Is Jewish Buddhism Kosher?
Is Jewish Buddhism Kosher?
by Lonnie Lane
Q. The following statement by a rabbi is referring to how one rises above the carnal mind in order to receive a miracle. According to Rabbi D., nature is an illusion which God created in order to give human beings free choice to recognize God or not. Once a human being has risen above the illusion of nature as an independent power, he is no longer constrained by “the laws of nature.” Then the miracle occurs! Is this kosher thinking?

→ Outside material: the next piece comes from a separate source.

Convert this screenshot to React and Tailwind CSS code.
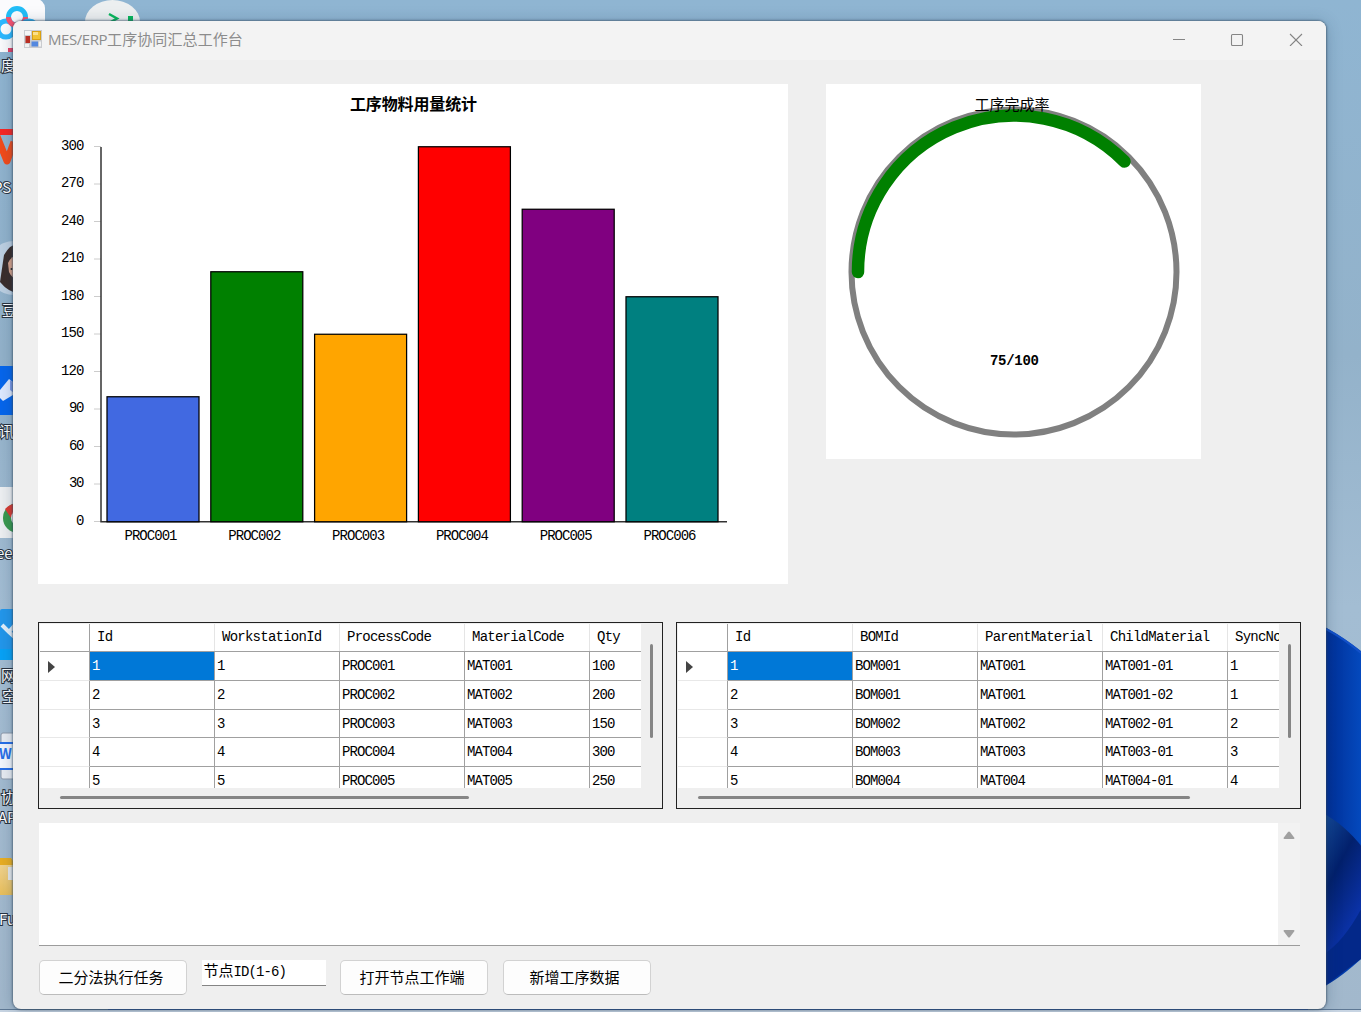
import React from "react";

const bars = [
  { name: "PROC001", qty: 100, color: "#4169e1" },
  { name: "PROC002", qty: 200, color: "#008000" },
  { name: "PROC003", qty: 150, color: "#ffa500" },
  { name: "PROC004", qty: 300, color: "#ff0000" },
  { name: "PROC005", qty: 250, color: "#800080" },
  { name: "PROC006", qty: 180, color: "#008080" },
];
const ticks = [0, 30, 60, 90, 120, 150, 180, 210, 240, 270, 300];

const stations = {
  columns: ["Id", "WorkstationId", "ProcessCode", "MaterialCode", "Qty"],
  rows: [
    ["1", "1", "PROC001", "MAT001", "100"],
    ["2", "2", "PROC002", "MAT002", "200"],
    ["3", "3", "PROC003", "MAT003", "150"],
    ["4", "4", "PROC004", "MAT004", "300"],
    ["5", "5", "PROC005", "MAT005", "250"],
  ],
};
const boms = {
  columns: ["Id", "BOMId", "ParentMaterial", "ChildMaterial", "SyncNode"],
  rows: [
    ["1", "BOM001", "MAT001", "MAT001-01", "1"],
    ["2", "BOM001", "MAT001", "MAT001-02", "1"],
    ["3", "BOM002", "MAT002", "MAT002-01", "2"],
    ["4", "BOM003", "MAT003", "MAT003-01", "3"],
    ["5", "BOM004", "MAT004", "MAT004-01", "4"],
  ],
};

const mono = "font-['Liberation_Mono','Noto_Sans_CJK_SC',monospace]";
const cjk = "font-['Noto_Sans_CJK_SC',sans-serif]";

function Wallpaper() {
  return (
    <svg className={"absolute inset-0 " + cjk} width="1361" height="1012" viewBox="0 0 1361 1012">
      <defs>
        <linearGradient id="sky" x1="0" y1="0" x2="0" y2="1">
          <stop offset="0" stopColor="#8fb5d2" />
          <stop offset="0.35" stopColor="#93b2ca" />
          <stop offset="0.6" stopColor="#a3bdd3" />
          <stop offset="1" stopColor="#a2b8cc" />
        </linearGradient>
        <linearGradient id="petal" x1="0" y1="0" x2="1" y2="0">
          <stop offset="0" stopColor="#002a90" />
          <stop offset="1" stopColor="#0449bd" />
        </linearGradient>
        <linearGradient id="petalDark" x1="0" y1="0" x2="0.6" y2="1">
          <stop offset="0" stopColor="#1650a0" />
          <stop offset="0.45" stopColor="#02206c" />
          <stop offset="1" stopColor="#0d37b8" />
        </linearGradient>
        <linearGradient id="folder" x1="0" y1="0" x2="0" y2="1">
          <stop offset="0" stopColor="#f3d89a" />
          <stop offset="1" stopColor="#e9bf5b" />
        </linearGradient>
      </defs>
      <rect width="1361" height="1012" fill="url(#sky)" />
      <path d="M1320 624C1337 634 1350 642 1361 651V959C1350 969 1338 979 1320 989Z" fill="url(#petal)" />
      <path d="M1320 952C1337 942 1353 925 1361 906V959L1320 989Z" fill="#032889" />
      <path d="M1320 812C1342 822 1357 840 1366 852V900C1353 925 1341 944 1320 957Z" fill="url(#petalDark)" />
      <path d="M1326 629Q1345 639 1361 653" fill="none" stroke="#1250c8" strokeWidth="2" />

      <rect x="-20" y="-1" width="65" height="53" rx="9" fill="#fbfbfd" />
      <circle cx="6" cy="29" r="8" fill="none" stroke="#2cb8ff" strokeWidth="5" />
      <circle cx="17" cy="17" r="8.500" fill="none" stroke="#22bdf7" strokeWidth="5" />
      <path d="M8.500 17A8.500 8.500 0 0 0 25.500 17" fill="none" stroke="#f45270" strokeWidth="5" />
      <circle cx="29" cy="29" r="8" fill="none" stroke="#2cb8ff" strokeWidth="5" />
      <rect x="8" y="48" width="6" height="4" fill="#e54267" />
      <ellipse cx="112.500" cy="22" rx="27.500" ry="22" fill="#eceff0" />
      <path d="M109 14L117 18.500L109 23" fill="none" stroke="#08b65b" strokeWidth="2.500" />
      <rect x="128" y="16" width="5" height="8" fill="#08b65b" />

      <rect x="0" y="129" width="14" height="6" fill="#f92724" />
      <path d="M-4 134L7 161L14 142" fill="none" stroke="#f34b1a" strokeWidth="7" strokeLinejoin="round" />
      <circle cx="14" cy="268" r="27" fill="#bdd0e2" />
      <path d="M4 255Q10 244 20 243V294Q8 292 0 282Z" fill="#3a2d2b" />
      <path d="M8 263Q12 254 20 256V281Q12 279 9 272Z" fill="#d6a28b" />
      <circle cx="11.500" cy="269" r="1" fill="#222" />
      <rect x="0" y="366" width="20" height="49" fill="#0666ec" />
      <path d="M0 390L9 379L18 386V392L3 401L0 398Z" fill="#dfeaff" />
      <path d="M10 380L14 383V393L10 390Z" fill="#7d9bea" />
      <rect x="0" y="487" width="20" height="51" fill="#eef0f2" />
      <circle cx="18" cy="518" r="15" fill="#3a9a4e" />
      <path d="M5 509Q10 503 20 503V512Q13 512 11 518Z" fill="#db3b32" />
      <circle cx="19" cy="518" r="8" fill="#fff" />
      <circle cx="19" cy="518" r="6" fill="#3268c8" />
      <rect x="0" y="609" width="20" height="51" rx="2" fill="#2397eb" />
      <rect x="0" y="649" width="20" height="11" fill="#08a2f6" />
      <path d="M2 625L9 632L20 642M9 632L20 619" fill="none" stroke="#e3f0fb" strokeWidth="4" />
      <rect x="1" y="733" width="18" height="46" rx="2" fill="#e9edf3" stroke="#8d9aab" />
      <rect x="0" y="743" width="20" height="26" fill="#f2f6fd" />
      <path d="M0 743H20M0 769H20" stroke="#276fe8" strokeWidth="2" />
      <text x="-1" y="759" fontSize="14" fontWeight="bold" fill="#276fe8">W</text>
      <path d="M0 858H11L14 862V895H0Z" fill="url(#folder)" />
      <path d="M0 858H11L14 862V865H0Z" fill="#e9ae22" />
      <rect x="8" y="867" width="7" height="13" fill="#e6e9eb" />

      <g className="[paint-order:stroke]" fill="#ffffff" stroke="#283240" strokeWidth="2" fontSize="15">
        <text x="1" y="71">度</text>
        <text x="-7" y="193">PS</text>
        <text x="2" y="316">豆</text>
        <text x="-1" y="437">讯</text>
        <text x="-4" y="559">ee</text>
        <text x="1" y="681">网</text>
        <text x="2" y="702">空</text>
        <text x="1" y="803">协</text>
        <text x="-2" y="823">AP</text>
        <text x="-1" y="925">Fu</text>
      </g>
      <rect y="1009" width="1361" height="1" fill="#5e7894" />
      <rect x="108" y="1009" width="1200" height="1" fill="#31569b" />
      <rect y="1010" width="1361" height="2" fill="#c8d5e3" />
    </svg>
  );
}

function TitleBar() {
  return (
    <header className="flex h-[39px] items-center justify-between bg-[#f3f3f3] pb-[3px] pl-[11px] pr-[22px]">
      <div className="flex items-center gap-1.5">
        <svg width="18" height="18" viewBox="0 0 18 18">
          <rect width="18" height="18" fill="#c9cbcf" />
          <rect x="1" y="1" width="6" height="4" fill="#f4f4f4" />
          <rect x="1.500" y="6" width="4.500" height="7" fill="#b92e23" />
          <rect x="8" y="1" width="9" height="9" fill="#d9a012" />
          <rect x="9" y="2" width="7" height="7" fill="#f1c232" />
          <rect x="9" y="2" width="5" height="3" fill="#fbe08a" />
          <rect x="1" y="14" width="4" height="3" fill="#f1f1f1" />
          <rect x="7.500" y="11.500" width="6.500" height="5" fill="#5488df" />
          <rect x="15" y="11.500" width="2" height="5" fill="#f1f1f1" />
        </svg>
        <h1 className="whitespace-nowrap font-['Open_Sans','Noto_Sans_CJK_SC',sans-serif] text-[15px] leading-5 text-[#8c8c8c]">
          <span className="tracking-[-0.45px]">MES/ERP</span>
          <span className={"tracking-[0.1px] " + cjk}>工序协同汇总工作台</span>
        </h1>
      </div>
      <svg width="132" height="14" viewBox="0 0 132 14" fill="none" stroke="#858585" strokeWidth="1.100">
        <path d="M1 7.500H13" />
        <rect x="59.500" y="2.500" width="11" height="11" rx="1" />
        <path d="M118 2L130 14M130 2L118 14" />
      </svg>
    </header>
  );
}

function BarChart() {
  return (
    <svg className={"block bg-white text-[14px] " + mono} width="750" height="500" viewBox="0 0 750 500">
      <text x="375.500" y="26" textAnchor="middle" fontSize="16" fontWeight="bold" textLength="127" className={cjk}>
        工序物料用量统计
      </text>
      {ticks.map((t) => {
        const y = 437.5 - t * 1.25;
        return (
          <g key={t}>
            <path d={`M56 ${y}H63`} stroke="#cccccc" />
            <text x="46.500" y={y + 3} textAnchor="end" textLength={String(t).length * 7.8}>
              {t}
            </text>
          </g>
        );
      })}
      <path d="M63 63V437.750H689" fill="none" stroke="#333333" strokeWidth="1.500" />
      {bars.map((b, i) => {
        const x = 69 + i * 103.8;
        return (
          <g key={b.name}>
            <rect x={x} y={437.75 - b.qty * 1.25} width="92" height={b.qty * 1.25} fill={b.color} stroke="#000000" strokeWidth="1.250" />
            <text x={x + 17.5} y="456" textLength="53">
              {b.name}
            </text>
          </g>
        );
      })}
    </svg>
  );
}

function Gauge() {
  return (
    <svg className="block bg-white" width="375" height="375" viewBox="0 0 375 375">
      <circle cx="188" cy="188" r="162.500" fill="none" stroke="#808080" strokeWidth="6" />
      <path d="M32 188A156 156 0 0 1 298.500 77.500" fill="none" stroke="#008000" strokeWidth="12.500" strokeLinecap="round" />
      <text x="186" y="26" textAnchor="middle" fontSize="15" textLength="75" className={cjk}>
        工序完成率
      </text>
      <text x="188.500" y="281" textAnchor="middle" fontSize="14" fontWeight="bold" textLength="49" className={mono}>
        75/100
      </text>
    </svg>
  );
}

function DataGrid({ data, thumb }) {
  return (
    <section className={"h-[187px] w-[625px] border-[1.5px] border-[#222222] pt-px pl-px text-[14px] text-black " + mono}>
      <div className="flex h-[164px]">
        <div className="w-[601px] overflow-hidden bg-white">
          <div className="flex h-[28px] w-[676px] border-b border-[#a0a0a0]">
            <div className="w-[50px] border-r border-[#a0a0a0]" />
            {data.columns.map((c) => (
              <div key={c} className="w-[125px] border-r border-[#e5e5e5] pl-[7px] leading-[26px] tracking-[-0.75px]">
                {c}
              </div>
            ))}
          </div>
          {data.rows.map((row, r) => (
            <div key={r} className="flex h-[28.75px] w-[676px]">
              <div className="flex w-[50px] items-center border-r border-b border-r-[#a0a0a0] border-b-[#e8e8e8] pl-2 pt-0.5">
                {r === 0 && (
                  <svg width="7" height="12" viewBox="0 0 7 12">
                    <path d="M0 0L7 6L0 12Z" fill="#444444" />
                  </svg>
                )}
              </div>
              {row.map((cell, c) => (
                <div
                  key={c}
                  className={
                    "w-[125px] border-r border-b border-[#a0a0a0] pl-[2px] leading-[28px] tracking-[-0.9px] " +
                    (r === 0 && c === 0 ? "bg-[#0078d7] text-white" : "")
                  }
                >
                  {cell}
                </div>
              ))}
            </div>
          ))}
        </div>
        <div className="pl-[9px] pt-[20px]">
          <div className="h-[94px] w-[3px] rounded-full bg-[#858585]" />
        </div>
      </div>
      <div className="pl-[20px] pt-[8px]">
        <div className={"h-[3px] rounded-full bg-[#858585] " + thumb} />
      </div>
    </section>
  );
}

function Button({ children }) {
  return (
    <button
      className={
        "h-[35px] w-[148px] rounded-[5px] border border-[#d2d2d2] border-b-[#bcbcbc] bg-[#fdfdfd] pr-1 pb-0.5 text-[15px] leading-none text-black " + cjk
      }
    >
      {children}
    </button>
  );
}

export default function App() {
  return (
    <div className="relative h-[1012px] w-[1361px] overflow-hidden">
      <Wallpaper />
      <div className="relative pl-[13px] pt-[21px]">
        <main className="h-[988px] w-[1313px] overflow-hidden rounded-[8px] bg-[#efefef] shadow-[0_0_2px_1px_rgba(50,70,90,0.55),0_2px_16px_rgba(20,50,80,0.28)]">
          <TitleBar />
          <div className="pl-[25px] pt-6">
            <div className="flex items-start gap-[38px]">
              <BarChart />
              <Gauge />
            </div>
            <div className="mt-[38px] flex gap-[13px]">
              <DataGrid data={stations} thumb="w-[409px]" />
              <DataGrid data={boms} thumb="w-[492px]" />
            </div>
            <div className="ml-px mt-[14px] flex h-[123px] w-[1261px] justify-end border-b-[1.5px] border-[#9c9c9c] bg-white">
              <div className="flex w-[22px] flex-col items-center justify-between bg-[#f2f2f2] pb-[7px] pt-2 pr-px">
                <svg width="12" height="9" viewBox="0 0 12 9">
                  <path d="M5 1Q6 0 7 1L11.500 7Q11.500 8 10.500 8H1.500Q0.500 8 0.500 7Z" fill="#a0a0a0" />
                </svg>
                <svg width="12" height="9" viewBox="0 0 12 9">
                  <path d="M5 8Q6 9 7 8L11.500 2Q11.500 1 10.500 1H1.500Q0.500 1 0.500 2Z" fill="#a0a0a0" />
                </svg>
              </div>
            </div>
            <div className="ml-px mt-[14px] flex items-start gap-[14.5px]">
              <Button>二分法执行任务</Button>
              <div
                className={
                  "h-[26px] w-[124px] whitespace-nowrap border-b-[1.5px] border-[#858585] bg-white pl-0.5 text-[14px] leading-[19px] tracking-[-0.9px] text-black " + mono
                }
              >
                <span className={"text-[15px] tracking-normal " + cjk}>节点</span>ID(1-6)
              </div>
              <Button>打开节点工作端</Button>
              <Button>新增工序数据</Button>
            </div>
          </div>
        </main>
      </div>
    </div>
  );
}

A. What the rabbi is talking about is not Biblical Judaism, by any means. There are numerous Jews today, including rabbis, whose eclectic beliefs include some Buddhist principles. These Jews have even adopted a casual term for themselves as Jew-Bu’s — or Jewish Buddhists. This rabbi sounds like one of them. Torah which is God’s prescription for all aspects of life in the community of God, is fully a feet-on-the-ground interaction with the earth in all its natural aspects, such as growing crops, owning land, caring for animals, and celebrating the seasons, all of which are an integral part of their relationship with God, Israel was as intimately involved in “nature” and in the materials world, including relationships with each other in those practical ways, as they were in their relationship with the with God. In fact, God sees such things as the celebration of the seasons, of the first fruits of the crops, the setting aside of land for rest every seven years as worship unto Him. As has been said, “God is in the details,” and those details are the many facets of nature that He’s given to man as blessings and provision. God prescribes a life style very much in touch with the physical realm and every aspect of life is considered sacred and given to us by God for our enjoyment.
Buddhism on the other hand subscribes to the idea that reality is an illusion and uses words like “emptiness,” “impermanence,” and “not self” indicating that people should not be attached to anything because nothing is permanent and to ‘attach’ is to lead to despair. Detachment is valued in Buddhism, whereas Israel was to be a community of people responsible to and for each other in moral and in practical ways. Jesus summed up Torah as loving God, loving others and yourself. This is not detachment. This is involvement of the highest order. To Buddhism life on earth is something to escape from or overcome through detachment. The Bible gives no indication that “nature is an illusion,” though God does give us free will to “recognize Him” as Lord and to choose Him or not.
To the God of the Bible, every aspect of the life He gave us is to be considered sacred and precious. There is nothing in Torah that would suggest that human’s rise “above the illusion of nature as an independent power,” as the rabbi suggests. In fact, quite the opposite is true in that the way to God’s blessings is dependency upon Him, not becoming an “independent power.” If you did a Bible study see why God blesses some people while others seem to incur His disfavor, at the end of the study it would become very clear that the difference is a matter of Dependence vs. Independence. To rely entirely on God, to humble ourselves before Him, recognizing our need of Him, is to receive His blessings, protection and provision. To live independently of Him is to live within the limits of your own abilities to essentially provide, protect and nurture ourselves. Frank Sinatra might boast that “I did it my way” on this side of eternity, but I doubt he’s boasting of it now.